I offer you this not because I think it’s any good—actually I cringe rereading it—but so that you may have a brief laugh at my expense and also remember how utterly essential editing is. At that point, I was unhappy with the poem. I liked the barely-noticeable regular metre and rhyme scheme and a few select lines and that was all. I asked a trusted friend to read it, hoping that it was secretly brilliant, unbeknownst to me. It was not.
My friend and I agreed that the whole second stanza seemed digressive and that most of the questions either made no sense or didn’t need to be questions. I reread the poem trying to see what content I actually wanted to keep from it. In the end, the only idea I found interesting was the thematic thread related to the waning world, the elapsing world—in other words, the apocalypse.
Many of the feelings about apocalypse that have been coalescing in me since childhood are ambivalent: I dread it but also wish it would just get itself over it; I resent it yet its threat does justify my persistent sense of melancholy and meaninglessness; I never want other people to suffer but I want to see an end to the suffering we unnecessarily cause. I kept the original poem’s basic structure of rhythm and rhyme but eschewed stanzas, shortened the lines, and articulated my least condonable feelings about the end of days. There was little left of Weird Tales in it. When I finally felt it was done, I almost did not send it out for publication. What good could anyone think of a person who half-wishes for annihilation? I wondered. The feelings expressed in the poem were neither resolved, nor morally wise, nor, I came to suspect, particular to me. The problems at the crux of “Contretemps” were beyond me, in multiple senses. So I sent the poem out, another dispatch to the waning world.

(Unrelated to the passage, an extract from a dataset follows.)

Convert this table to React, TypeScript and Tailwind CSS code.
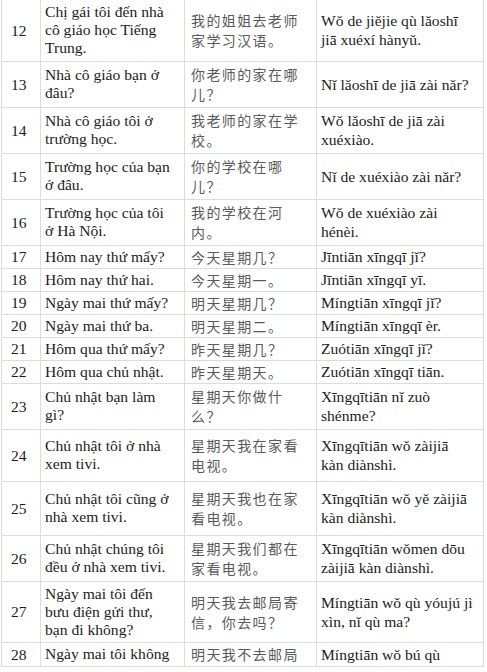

Jade Wallace’s poetry and fiction have appeared in Room Magazine, Vallum Magazine, The Dalhousie Review, Studies in Social Justice, and elsewhere. Their most recent solo chapbook is “Rituals of Parsing” (Anstruther Press 2018) and their most recent collaborative chapbook is “Test Centre” (ZED Press 2019). They are an organizing member of Draft Reading Series and one half of the collaborative writing partnership MA|DE.